Source records:
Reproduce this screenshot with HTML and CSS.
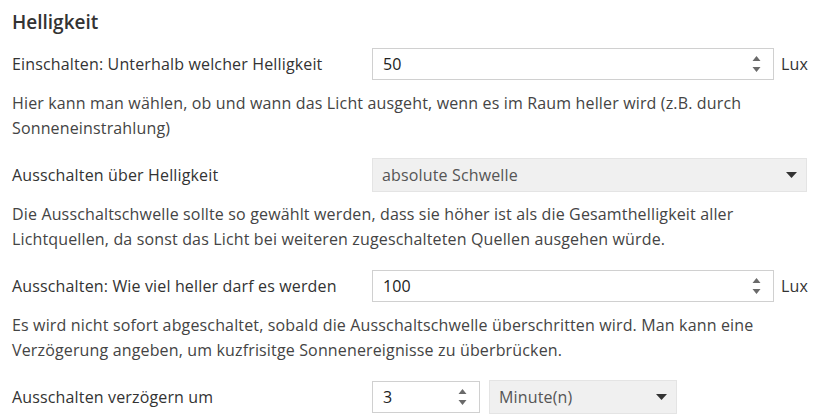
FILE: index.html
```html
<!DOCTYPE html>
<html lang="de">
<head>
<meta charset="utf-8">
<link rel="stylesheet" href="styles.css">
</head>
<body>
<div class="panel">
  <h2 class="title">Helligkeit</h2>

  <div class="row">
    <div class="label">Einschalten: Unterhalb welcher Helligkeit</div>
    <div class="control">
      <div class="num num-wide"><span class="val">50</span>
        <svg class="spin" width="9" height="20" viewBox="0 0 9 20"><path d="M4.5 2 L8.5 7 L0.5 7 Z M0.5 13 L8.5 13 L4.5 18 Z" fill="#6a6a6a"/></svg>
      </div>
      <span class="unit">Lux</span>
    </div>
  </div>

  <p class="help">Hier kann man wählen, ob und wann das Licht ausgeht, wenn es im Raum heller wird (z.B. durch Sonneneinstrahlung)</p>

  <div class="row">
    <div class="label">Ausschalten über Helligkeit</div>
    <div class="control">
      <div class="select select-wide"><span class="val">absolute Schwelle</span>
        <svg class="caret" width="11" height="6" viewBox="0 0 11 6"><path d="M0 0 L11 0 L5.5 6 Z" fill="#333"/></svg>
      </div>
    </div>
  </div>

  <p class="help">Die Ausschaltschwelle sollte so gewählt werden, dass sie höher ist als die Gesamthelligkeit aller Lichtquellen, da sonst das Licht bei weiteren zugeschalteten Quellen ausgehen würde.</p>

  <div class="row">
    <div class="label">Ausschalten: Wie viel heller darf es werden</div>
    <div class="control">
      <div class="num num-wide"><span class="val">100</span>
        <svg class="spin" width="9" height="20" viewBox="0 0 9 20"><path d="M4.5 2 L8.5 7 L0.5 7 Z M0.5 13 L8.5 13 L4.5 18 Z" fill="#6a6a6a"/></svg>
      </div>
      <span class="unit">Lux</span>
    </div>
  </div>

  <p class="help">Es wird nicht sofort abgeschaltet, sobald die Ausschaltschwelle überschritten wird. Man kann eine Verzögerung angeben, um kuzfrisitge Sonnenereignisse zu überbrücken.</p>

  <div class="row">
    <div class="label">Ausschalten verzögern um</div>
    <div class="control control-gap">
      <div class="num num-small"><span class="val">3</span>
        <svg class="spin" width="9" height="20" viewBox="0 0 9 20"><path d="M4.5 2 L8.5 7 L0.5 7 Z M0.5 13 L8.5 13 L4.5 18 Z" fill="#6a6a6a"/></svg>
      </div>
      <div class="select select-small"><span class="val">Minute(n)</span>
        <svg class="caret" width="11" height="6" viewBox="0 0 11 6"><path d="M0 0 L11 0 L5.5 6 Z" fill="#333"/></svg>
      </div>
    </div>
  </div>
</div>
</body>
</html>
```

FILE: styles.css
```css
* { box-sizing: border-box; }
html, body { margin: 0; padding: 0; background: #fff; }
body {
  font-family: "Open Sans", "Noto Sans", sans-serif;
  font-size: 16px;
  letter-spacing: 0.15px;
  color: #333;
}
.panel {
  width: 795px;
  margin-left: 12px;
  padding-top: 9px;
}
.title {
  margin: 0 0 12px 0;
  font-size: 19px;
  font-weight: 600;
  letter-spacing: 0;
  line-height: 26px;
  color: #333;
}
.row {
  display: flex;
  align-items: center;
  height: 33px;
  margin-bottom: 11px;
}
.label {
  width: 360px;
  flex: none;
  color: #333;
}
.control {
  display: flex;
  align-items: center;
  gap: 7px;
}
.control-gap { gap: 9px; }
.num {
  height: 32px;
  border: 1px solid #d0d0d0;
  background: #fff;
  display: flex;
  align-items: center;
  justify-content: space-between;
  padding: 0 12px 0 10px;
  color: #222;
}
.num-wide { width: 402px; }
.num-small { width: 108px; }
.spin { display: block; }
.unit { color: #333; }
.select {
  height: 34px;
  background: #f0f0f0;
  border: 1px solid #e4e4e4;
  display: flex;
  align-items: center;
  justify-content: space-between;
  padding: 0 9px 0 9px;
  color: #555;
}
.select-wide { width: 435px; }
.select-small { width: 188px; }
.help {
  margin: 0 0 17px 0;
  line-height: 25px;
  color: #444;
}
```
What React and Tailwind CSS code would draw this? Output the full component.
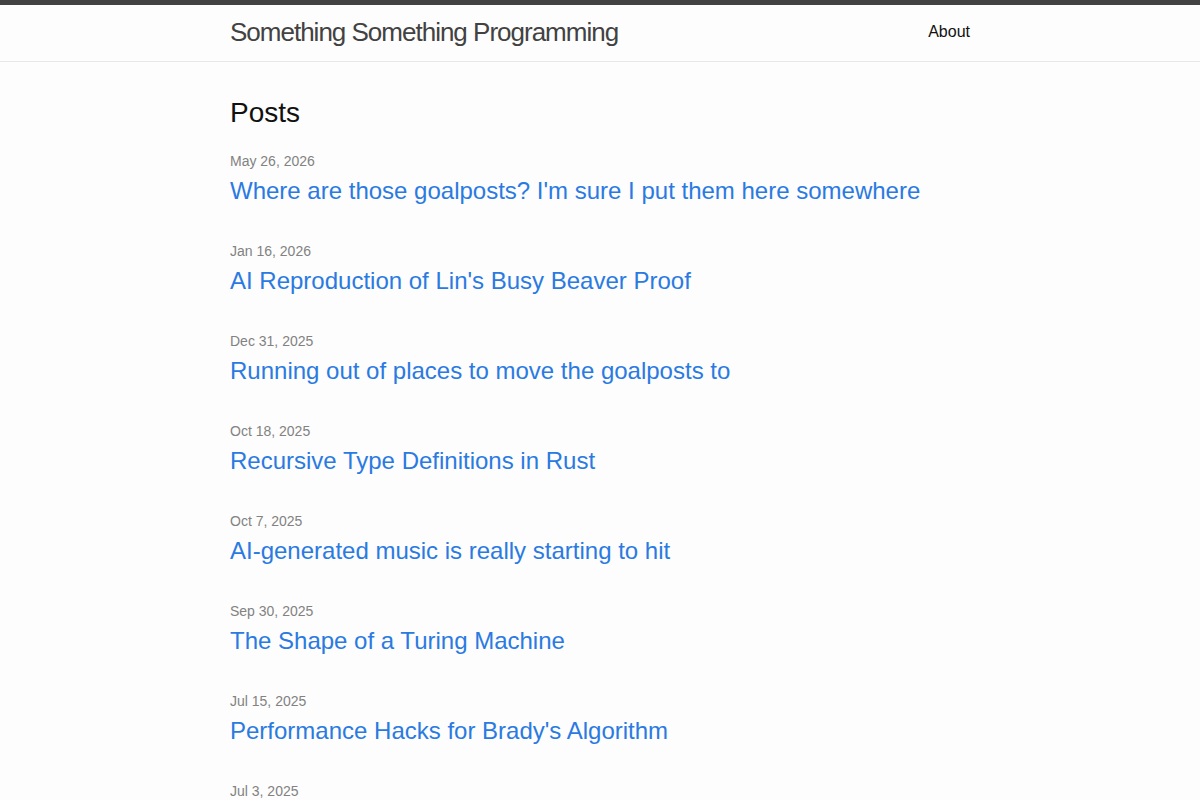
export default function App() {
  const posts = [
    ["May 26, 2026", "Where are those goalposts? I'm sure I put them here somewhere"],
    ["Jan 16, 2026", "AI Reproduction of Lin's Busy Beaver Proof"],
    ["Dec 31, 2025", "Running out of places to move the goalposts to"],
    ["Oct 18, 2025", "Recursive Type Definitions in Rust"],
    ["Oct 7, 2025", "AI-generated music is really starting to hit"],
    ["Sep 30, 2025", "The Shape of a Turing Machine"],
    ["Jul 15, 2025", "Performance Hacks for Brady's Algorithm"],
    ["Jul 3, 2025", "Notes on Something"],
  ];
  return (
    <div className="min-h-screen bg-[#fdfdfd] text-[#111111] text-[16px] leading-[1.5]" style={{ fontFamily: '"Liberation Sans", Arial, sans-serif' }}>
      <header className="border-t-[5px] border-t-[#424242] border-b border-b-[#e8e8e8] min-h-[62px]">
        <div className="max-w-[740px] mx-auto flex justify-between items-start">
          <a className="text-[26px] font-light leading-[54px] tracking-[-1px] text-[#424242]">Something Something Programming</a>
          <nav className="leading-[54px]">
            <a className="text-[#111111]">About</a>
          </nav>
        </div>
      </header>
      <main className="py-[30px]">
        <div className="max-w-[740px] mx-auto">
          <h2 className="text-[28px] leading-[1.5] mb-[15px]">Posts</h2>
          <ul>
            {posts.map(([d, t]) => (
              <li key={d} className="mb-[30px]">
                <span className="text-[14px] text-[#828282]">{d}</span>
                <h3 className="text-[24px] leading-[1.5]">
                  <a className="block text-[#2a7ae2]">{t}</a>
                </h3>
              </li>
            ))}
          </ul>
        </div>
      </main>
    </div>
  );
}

GIVEN INSTRUCTION
Repeat all the records above exactly, leaving out any pictures.

OUTPUT BELOW
Reproduce this screenshot with HTML and CSS.
FILE: index.html
```html
<!DOCTYPE html>
<html lang="de">
<head>
<meta charset="utf-8">
<link rel="stylesheet" href="styles.css">
</head>
<body>
<div class="panel">
  <h2 class="title">Helligkeit</h2>

  <div class="row">
    <div class="label">Einschalten: Unterhalb welcher Helligkeit</div>
    <div class="control">
      <div class="num num-wide"><span class="val">50</span>
        <svg class="spin" width="9" height="20" viewBox="0 0 9 20"><path d="M4.5 2 L8.5 7 L0.5 7 Z M0.5 13 L8.5 13 L4.5 18 Z" fill="#6a6a6a"/></svg>
      </div>
      <span class="unit">Lux</span>
    </div>
  </div>

  <p class="help">Hier kann man wählen, ob und wann das Licht ausgeht, wenn es im Raum heller wird (z.B. durch Sonneneinstrahlung)</p>

  <div class="row">
    <div class="label">Ausschalten über Helligkeit</div>
    <div class="control">
      <div class="select select-wide"><span class="val">absolute Schwelle</span>
        <svg class="caret" width="11" height="6" viewBox="0 0 11 6"><path d="M0 0 L11 0 L5.5 6 Z" fill="#333"/></svg>
      </div>
    </div>
  </div>

  <p class="help">Die Ausschaltschwelle sollte so gewählt werden, dass sie höher ist als die Gesamthelligkeit aller Lichtquellen, da sonst das Licht bei weiteren zugeschalteten Quellen ausgehen würde.</p>

  <div class="row">
    <div class="label">Ausschalten: Wie viel heller darf es werden</div>
    <div class="control">
      <div class="num num-wide"><span class="val">100</span>
        <svg class="spin" width="9" height="20" viewBox="0 0 9 20"><path d="M4.5 2 L8.5 7 L0.5 7 Z M0.5 13 L8.5 13 L4.5 18 Z" fill="#6a6a6a"/></svg>
      </div>
      <span class="unit">Lux</span>
    </div>
  </div>

  <p class="help">Es wird nicht sofort abgeschaltet, sobald die Ausschaltschwelle überschritten wird. Man kann eine Verzögerung angeben, um kuzfrisitge Sonnenereignisse zu überbrücken.</p>

  <div class="row">
    <div class="label">Ausschalten verzögern um</div>
    <div class="control control-gap">
      <div class="num num-small"><span class="val">3</span>
        <svg class="spin" width="9" height="20" viewBox="0 0 9 20"><path d="M4.5 2 L8.5 7 L0.5 7 Z M0.5 13 L8.5 13 L4.5 18 Z" fill="#6a6a6a"/></svg>
      </div>
      <div class="select select-small"><span class="val">Minute(n)</span>
        <svg class="caret" width="11" height="6" viewBox="0 0 11 6"><path d="M0 0 L11 0 L5.5 6 Z" fill="#333"/></svg>
      </div>
    </div>
  </div>
</div>
</body>
</html>
```

FILE: styles.css
```css
* { box-sizing: border-box; }
html, body { margin: 0; padding: 0; background: #fff; }
body {
  font-family: "Open Sans", "Noto Sans", sans-serif;
  font-size: 16px;
  letter-spacing: 0.15px;
  color: #333;
}
.panel {
  width: 795px;
  margin-left: 12px;
  padding-top: 9px;
}
.title {
  margin: 0 0 12px 0;
  font-size: 19px;
  font-weight: 600;
  letter-spacing: 0;
  line-height: 26px;
  color: #333;
}
.row {
  display: flex;
  align-items: center;
  height: 33px;
  margin-bottom: 11px;
}
.label {
  width: 360px;
  flex: none;
  color: #333;
}
.control {
  display: flex;
  align-items: center;
  gap: 7px;
}
.control-gap { gap: 9px; }
.num {
  height: 32px;
  border: 1px solid #d0d0d0;
  background: #fff;
  display: flex;
  align-items: center;
  justify-content: space-between;
  padding: 0 12px 0 10px;
  color: #222;
}
.num-wide { width: 402px; }
.num-small { width: 108px; }
.spin { display: block; }
.unit { color: #333; }
.select {
  height: 34px;
  background: #f0f0f0;
  border: 1px solid #e4e4e4;
  display: flex;
  align-items: center;
  justify-content: space-between;
  padding: 0 9px 0 9px;
  color: #555;
}
.select-wide { width: 435px; }
.select-small { width: 188px; }
.help {
  margin: 0 0 17px 0;
  line-height: 25px;
  color: #444;
}
```
What React and Tailwind CSS code would draw this? Output the full component.
export default function App() {
  const posts = [
    ["May 26, 2026", "Where are those goalposts? I'm sure I put them here somewhere"],
    ["Jan 16, 2026", "AI Reproduction of Lin's Busy Beaver Proof"],
    ["Dec 31, 2025", "Running out of places to move the goalposts to"],
    ["Oct 18, 2025", "Recursive Type Definitions in Rust"],
    ["Oct 7, 2025", "AI-generated music is really starting to hit"],
    ["Sep 30, 2025", "The Shape of a Turing Machine"],
    ["Jul 15, 2025", "Performance Hacks for Brady's Algorithm"],
    ["Jul 3, 2025", "Notes on Something"],
  ];
  return (
    <div className="min-h-screen bg-[#fdfdfd] text-[#111111] text-[16px] leading-[1.5]" style={{ fontFamily: '"Liberation Sans", Arial, sans-serif' }}>
      <header className="border-t-[5px] border-t-[#424242] border-b border-b-[#e8e8e8] min-h-[62px]">
        <div className="max-w-[740px] mx-auto flex justify-between items-start">
          <a className="text-[26px] font-light leading-[54px] tracking-[-1px] text-[#424242]">Something Something Programming</a>
          <nav className="leading-[54px]">
            <a className="text-[#111111]">About</a>
          </nav>
        </div>
      </header>
      <main className="py-[30px]">
        <div className="max-w-[740px] mx-auto">
          <h2 className="text-[28px] leading-[1.5] mb-[15px]">Posts</h2>
          <ul>
            {posts.map(([d, t]) => (
              <li key={d} className="mb-[30px]">
                <span className="text-[14px] text-[#828282]">{d}</span>
                <h3 className="text-[24px] leading-[1.5]">
                  <a className="block text-[#2a7ae2]">{t}</a>
                </h3>
              </li>
            ))}
          </ul>
        </div>
      </main>
    </div>
  );
}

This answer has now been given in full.